Linguistas mais reacionários suspiraram porque já ninguém diz holandês.
Reacionários menos linguistas classificaram o penteado de uma das ativistas como sendo de um cor-de-rosa “feioso”.
A cabeleireira das ativistas chamou cinzentos aos detratores do cor-de-rosa.
Especialistas em pintura duvidaram se Leonardo da Vinci não representaria um alvo mais emblemático.
Três ou quatro amantes de arte moderna acharam a instalação demasiado curta.
Jovens wokes reclamaram que, se era para protestar, deviam atacar um Picasso fazendo um dois em um contra a poluição e a misoginia.
A minha mãe ficou possessa por utilizarem uma sopa enlatada: “esta juventude de hoje em dia nem uma sopa caseira sabe cozinhar”.
Produtores de tomate de Almeirim lamentaram que a sopa não incorporasse matérias primas portuguesas.
Conterrâneos dos agricultores supracitados escarneceram da ementa escolhida, sugerindo que uma sopa da pedra teria outro valor simbólico e também nutricional.
Altos dignitários da Confraria da Sopa dos Açores protestaram também, embora a sua mensagem não tenha sido bem percebida.
Copyrighters da empresa alimentícia americana que produziu a lata utilizada demitiram-se por não verem acolhida a sua sugestão de aproveitamento daquela iniciativa para nova campanha publicitária usando o vídeo do manifesto e o slogan: “Sopa de Tomate em Lata atirada a Van Gogh — é de trás de orelha!”.
Utilizadores compulsivos do termo “cringe” e filhos de pais que fazem “Dad Jokes” relataram sofrer de “vergonha alheia” pela piada inventada pelos criativos mencionados acima e alguns deles, poucos, também por este texto.
Crianças subnutridas da África subsariana choraram ao ver aquele desperdício de arte comida, devido a uma incomensurável dor de alma fome.

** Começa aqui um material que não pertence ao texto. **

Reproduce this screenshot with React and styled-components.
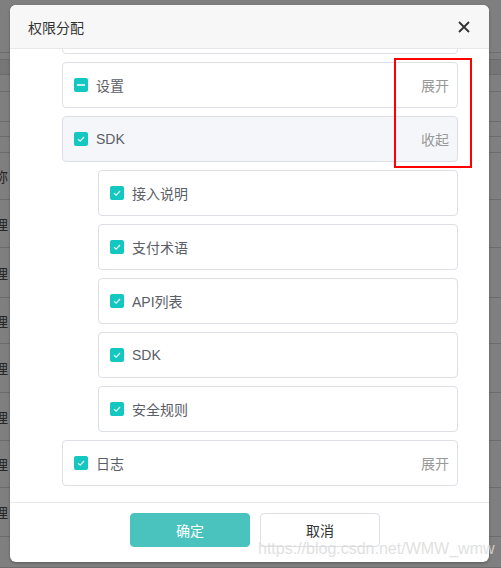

Adeptos de Teorias da Conspiração sussurraram que as ativistas tinham escrito, numa tinta apenas decifrável com luz infravermelha, as palavras “ON CANVAS” a seguir às palavras impressas nas suas t-shirts “JUST STOP OIL”.
Ecologistas de todo o mundo odiaram a atenção dada às piadas feitas sobre o acto, em contraponto ao pouco que se falou do problema real da crise climática.
Cínicos com preocupações ambientais questionaram se as moças reciclaram as latas depois de utilizadas.
Sarcásticos apoiantes do Aquecimento Global lastimaram o desperdício, evocando que a sopa estaria provavelmente morninha e pronta a comer.
Pessoal da limpeza do museu resmungou que quem se lixa é o mexilhão.
Mexilhão respondeu que já eram horas de se lembrarem de outro bode expiatório.
Bode expiatório sorriu resignado, encolheu os ombros e deu uma marrada imaginária no ar.
Eu, não pondo de parte que as miúdas podiam ser, simplesmente, desastradas (via-me a fazer aquilo se algum dia tentasse abrir uma lata de atum numa qualquer exposição), ganhei uma ideia para justificar um possível percalço provocado por estas mãozinhas: “Diz, xuxu? O quê, esta nódoa de vinho gigante na toalha bordada pela tua mãezinha, autêntica obra de arte dos atoalhados? É um manifesto a favor da preservação do planeta!”.
Três leitores desta crónica, não mais, deram o seu tempo como perdido.